Votre texte, monsieur le secrétaire d'État, fait l'impasse sur le renforcement des ressources des collectivités locales, et singulièrement de celles des communes. Les collectivités locales d'outre-mer participent pour plus de 80 % l'investissement public, contre 73 % pour la France métropolitaine, et ce en dépit de finances qui ne cessent de se dégrader. Nous savons tous que l'État compense plus mal encore que dans l'hexagone les transferts de compétences et de charges.

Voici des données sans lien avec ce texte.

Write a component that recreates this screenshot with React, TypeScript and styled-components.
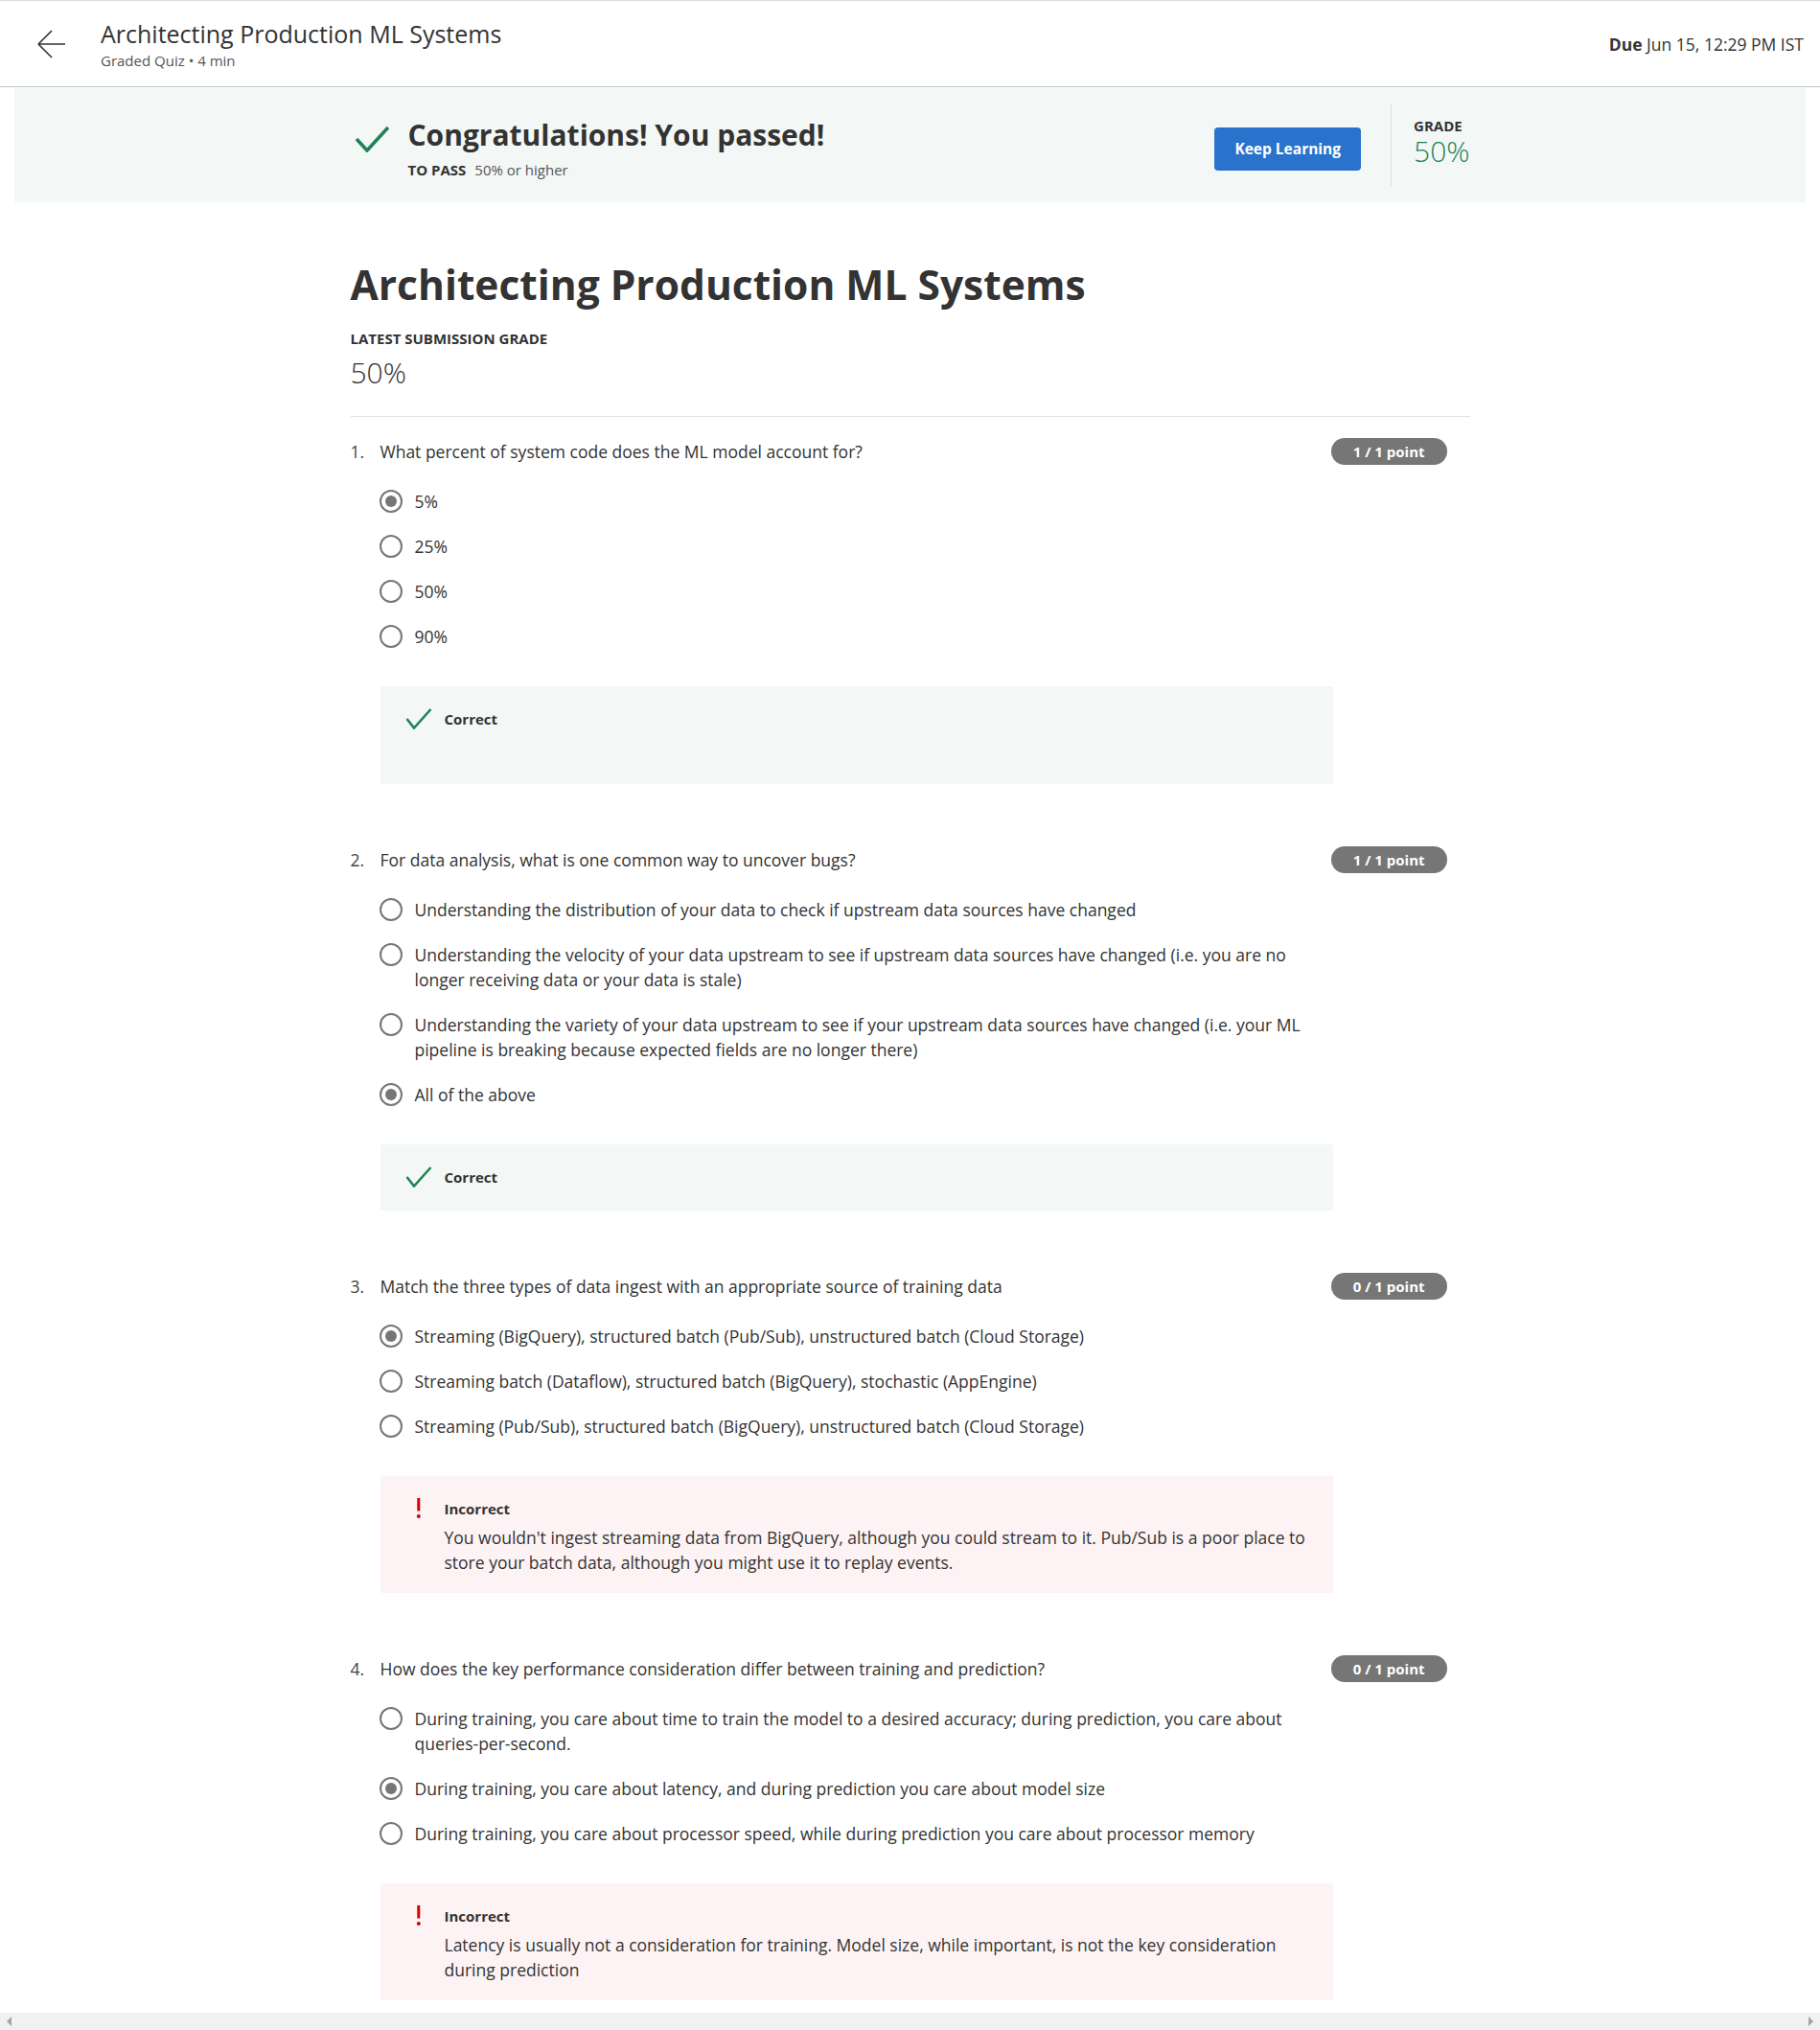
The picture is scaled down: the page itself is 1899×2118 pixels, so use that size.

À la vérité, l'unique objectif de votre gouvernement est de remettre en cause les dispositifs de soutien à l'économie des départements d'outre-mer contenus dans la loi Girardin votée en 2003, à l'origine pour quinze ans, et qui ont fait la preuve de leur efficacité. Comment s'étonner des désaccords formulés tant par les élus locaux que par les organisations patronales, qui se sont longtemps plaintes de l'absence d'évaluation de la loi Girardin avant sa remise en cause, aggravée par le manque de concertation et l'imposition d'une démarche centralisatrice ?
Bien sûr, on nous renvoie sans cesse aux états généraux de l'outre-mer, comme si c'était la panacée, une sorte de remède universel. Le groupe socialiste du Sénat avait demandé le report de ce texte. La sagesse eût été de différer son examen et de l'enrichir des nombreuses remontées que ne manqueront pas de susciter les prochains états généraux. L'urgence n'exclut pas la sérénité et la réflexion, dès lors qu'elle permet de prendre en compte les problèmes de fond récurrents que l'on rencontre.
La sagesse eût été que ce dispositif économique se nourrisse des réflexions d'envergure déjà menées et validées dans nos régions par les élus et les forces vives, où l'on retrouve les socioprofessionnels, les syndicats, les associations et autres structures populaires.
Je regrette de finir mon propos en notant combien, à travers ce texte, il est difficile à l'État français de sortir de sa vision centralisatrice, difficile à l'État d'intégrer les démarches démocratiques et émancipatrices si nécessaires aux outre-mer.
En ce moment de post-crise, tout pousse à la créativité dans nos régions. C'est donc un énième rendez-vous que nous risquons de rater. Comme le disait il y soixante-trois ans le poète Aimé Césaire dans cet hémicycle, le 12 mars 1946 : « Entre désintégration et intégration, il y a de la place pour l'invention. Nous sommes condamnés à inventer ensemble ou à sombrer, et pas forcément pavillon haut ». (Applaudissements sur les bancs du groupe SRC.)